Instructions for the task:
Read the lines that follow and pick out every one containing the word "this".

===== Dataset excerpt =====

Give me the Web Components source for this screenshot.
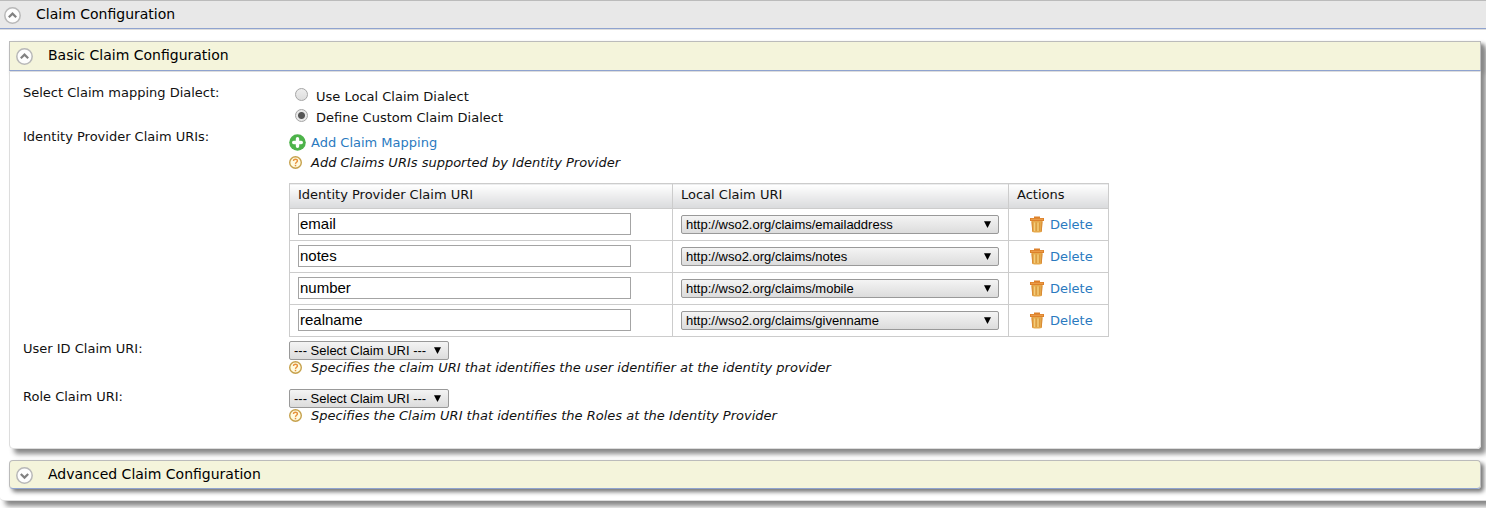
<!DOCTYPE html>
<html lang="en">
<head>
<meta charset="utf-8">
<title>Claim Configuration</title>
<style>
  body {
    margin: 0;
    background: #fff;
    color: #111;
    font: 13px/21px "DejaVu Sans", Verdana, sans-serif;
    overflow-x: hidden;
  }
</style>
</head>
<body>
<claim-page></claim-page>

<script>
const ICONS = {
  up: `<svg width="17" height="17" viewBox="0 0 17 17" aria-hidden="true"><circle cx="8.5" cy="8.5" r="7.7" fill="#fdfdfd" stroke="#b8b8b8" stroke-width="1.500"/><path d="M4.800 10.200 8.500 6.600 12.200 10.200" fill="none" stroke="#808080" stroke-width="2.200"/></svg>`,
  down: `<svg width="17" height="17" viewBox="0 0 17 17" aria-hidden="true"><circle cx="8.5" cy="8.5" r="7.7" fill="#fdfdfd" stroke="#b8b8b8" stroke-width="1.500"/><path d="M4.800 7 8.500 10.600 12.200 7" fill="none" stroke="#808080" stroke-width="2.200"/></svg>`,
  add: `<svg width="17" height="17" viewBox="0 0 17 17" aria-hidden="true"><circle cx="8.5" cy="8.5" r="8.3" fill="#4db34a"/><path d="M8.500 4.700v7.600M4.700 8.500h7.600" stroke="#fff" stroke-width="3.400" stroke-linecap="round"/></svg>`,
  help: `<svg width="13" height="13" viewBox="0 0 13 13" aria-hidden="true"><circle cx="6.5" cy="6.5" r="5.8" fill="#fffbe0" stroke="#c6a14c" stroke-width="1.400"/><path d="M4.500 5C4.500 2.500 8.500 2.700 8.400 4.900 8.300 6.300 6.600 6.200 6.500 7.900" fill="none" stroke="#e8913a" stroke-width="1.400"/><path d="M6.500 8.800v1.500" stroke="#e8913a" stroke-width="1.500"/></svg>`,
  trash: `<svg width="14" height="17" viewBox="0 0 14 17" aria-hidden="true"><path d="M1.500 5h11l-.8 11q-4.700 1.200-9.400 0Z" fill="#e6aa4c"/><path d="M2 5.500l.7 10M12 5.500l-.7 10" stroke="#d98a35" fill="none"/><path d="M4.600 6.500v8.500M8 6.500v8.500" stroke="#f3cd7c" stroke-width="1.300"/><path d="M6.200 6.500v8.500M9.600 6.500v8.500" stroke="#d6943a" stroke-width=".8"/><path d="M0 2h4V.5h6V2h4v3H0Z" fill="#dd812b"/><path d="M1 3.300h12" stroke="#eea352"/></svg>`,
  arrow: `<svg width="7" height="8" viewBox="0 0 7 8" aria-hidden="true"><path d="M0 .3h7L3.500 7Z" fill="#000"/></svg>`
};

const FIELD_STYLES = `
  select {
    appearance: none; box-sizing: border-box; margin: 0; height: 19px; padding: 0 20px 0 4px;
    border: 1px solid #999; border-radius: 2px; color: #000;
    background: linear-gradient(#f4f4f4, #dcdcdc);
    font: 13px/17px "Liberation Sans", Arial, sans-serif;
  }
  .pick { display: grid; grid-template-columns: 1fr; align-items: center; }
  .pick > * { grid-area: 1 / 1; }
  .pick svg { justify-self: end; margin-right: 8px; pointer-events: none; }
`;

function define(name, render) {
  customElements.define(name, class extends HTMLElement {
    connectedCallback() {
      if (this.shadowRoot) return;
      this.attachShadow({ mode: "open" }).innerHTML = render(this);
    }
  });
}

define("claim-icon", el => `
  <style>:host { display: inline-flex; flex: none; } svg { display: block; }</style>
  ${ICONS[el.getAttribute("name")]}`);

define("claim-panel", el => {
  const open = el.hasAttribute("open");
  return `
  <style>
    :host { display: block; border-radius: 4px; box-shadow: 5px 5px 5px #888; }
    :host(:not([open])) { box-shadow: 3px 3px 4px #777; }
    h2 { margin: 0; font: inherit; }
    button {
      display: flex; align-items: center; box-sizing: border-box; width: 100%; height: 30px;
      margin: 0; padding: 0 6px 2px; gap: 15px; text-align: left; color: #000; font: inherit; font-size: 14px;
      background: #f4f4db; border: 1px solid #bbb; border-bottom-color: #8fa3cf;
    }
    claim-icon { padding-top: 2px; }
    :host([open]) h2 { box-shadow: 3px 3px 4px #888; }
    :host(:not([open])) button { height: 29px; padding-bottom: 0; border-radius: 4px; }
    .body { background: #fff; border: 1px solid #ddd; border-radius: 0 0 4px 4px; }
    :host([main]) { margin-right: -8px; }
    :host([main]) h2 { box-shadow: none; }
    :host([main]) button { height: 29px; padding: 0 4px; background: #e8e8e8; border-left: 0; }
    :host([main]) .body { padding: 11px 12px 11px 9px; border-left: 0; }
  </style>
  <h2><button type="button" aria-expanded="${open}">
    <claim-icon name="${open ? "up" : "down"}"></claim-icon><span>${el.getAttribute("heading")}</span>
  </button></h2>
  ${open ? `<div class="body"><slot></slot></div>` : ""}`;
});

define("claim-row", () => `
  <style>
    :host { display: grid; grid-template-columns: 266px 1fr; }
    .label { line-height: 18px; }
  </style>
  <div class="label"><slot name="label"></slot></div>
  <div><slot></slot></div>`);

define("claim-help", () => `
  <style>
    :host { display: flex; align-items: center; gap: 9px; font-style: italic; line-height: 16px; }
    claim-icon { height: 14px; }
  </style>
  <claim-icon name="help"></claim-icon><span><slot></slot></span>`);

define("dialect-choice", () => `
  <style>
    :host { display: block; }
    .choices { padding: 2px 0 0 6px; }
    .choices label { display: flex; align-items: center; gap: 8px; }
    input {
      appearance: none; box-sizing: border-box; width: 13px; height: 13px; margin: 0 0 4px;
      border: 1px solid #a5a5a5; border-radius: 50%; background: linear-gradient(#eee, #ddd);
    }
    input:checked { background: radial-gradient(circle, #555 0 3px, #e8e8e8 4px); }
  </style>
  <claim-row>
    <span slot="label" id="dialect">Select Claim mapping Dialect:</span>
    <div class="choices" role="radiogroup" aria-labelledby="dialect">
      <label><input type="radio" name="dialect">Use Local Claim Dialect</label>
      <label><input type="radio" name="dialect" checked>Define Custom Claim Dialect</label>
    </div>
  </claim-row>`);

const MAPPINGS = [["email", "emailaddress"], ["notes", "notes"], ["number", "mobile"], ["realname", "givenname"]];

define("claim-mappings", () => `
  <style>
    ${FIELD_STYLES}
    :host { display: block; }
    a { display: flex; align-items: center; gap: 5px; color: #2a7abf; text-decoration: none; }
    .add { width: fit-content; }
    .content { padding: 4px 0 3px; }
    .content > claim-help { margin-top: 2px; }
    table { width: 820px; margin-top: 12px; border-collapse: collapse; table-layout: fixed; }
    th, td { border: 1px solid #ccc; padding: 0 8px; text-align: left; font-weight: normal; }
    th { height: 21px; padding-bottom: 3px; background: linear-gradient(#fff, #d9dadc); }
    td { height: 31px; }
    .remote { width: 366px; } .local { width: 319px; } .actions { width: 83px; }
    input {
      display: block; box-sizing: border-box; width: 333px; height: 22px; margin: 0 0 2px; padding: 0 1px;
      border: 1px solid #a4a4a4; color: #000; font: 15px/20px "Liberation Sans", Arial, sans-serif;
    }
    td .pick { width: 318px; }
    td a { padding-left: 13px; gap: 6px; }
  </style>
  <claim-row>
    <span slot="label">Identity Provider Claim URIs:</span>
    <div class="content">
      <a class="add" href="#add"><claim-icon name="add"></claim-icon>Add Claim Mapping</a>
      <claim-help>Add Claims URIs supported by Identity Provider</claim-help>
      <table>
        <thead><tr><th class="remote" id="remote">Identity Provider Claim URI</th><th class="local" id="local">Local Claim URI</th><th class="actions">Actions</th></tr></thead>
        <tbody>${MAPPINGS.map(([remote, local]) => `
          <tr>
            <td><input type="text" value="${remote}" aria-labelledby="remote"></td>
            <td><div class="pick"><select aria-labelledby="local"><option>http://wso2.org/claims/${local}</option></select>${ICONS.arrow}</div></td>
            <td><a href="#delete"><claim-icon name="trash"></claim-icon>Delete</a></td>
          </tr>`).join("")}
        </tbody>
      </table>
    </div>
  </claim-row>`);

define("claim-uri-field", el => `
  <style>
    ${FIELD_STYLES}
    :host { display: block; height: 48px; }
    .pick { width: 160px; padding-top: 1px; }
  </style>
  <claim-row>
    <label slot="label" for="uri">${el.getAttribute("label")}</label>
    <div class="pick"><select id="uri"><option>--- Select Claim URI ---</option></select>${ICONS.arrow}</div>
    <claim-help>${el.getAttribute("help")}</claim-help>
  </claim-row>`);

define("claim-page", () => `
  <style>
    :host { display: block; padding-bottom: 7px; }
    form { padding: 12px 13px; }
    .advanced { margin-top: 11px; }
  </style>
  <claim-panel main open heading="Claim Configuration">
    <claim-panel open heading="Basic Claim Configuration">
      <form>
        <dialect-choice></dialect-choice>
        <claim-mappings></claim-mappings>
        <claim-uri-field label="User ID Claim URI:" help="Specifies the claim URI that identifies the user identifier at the identity provider"></claim-uri-field>
        <claim-uri-field label="Role Claim URI:" help="Specifies the Claim URI that identifies the Roles at the Identity Provider"></claim-uri-field>
      </form>
    </claim-panel>
    <claim-panel class="advanced" heading="Advanced Claim Configuration"></claim-panel>
  </claim-panel>`);
</script>
</body>
</html>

=====

Answer below:
Give me the Web Components source for this screenshot.
      if (this.shadowRoot) return;
      this.attachShadow({ mode: "open" }).innerHTML = render(this);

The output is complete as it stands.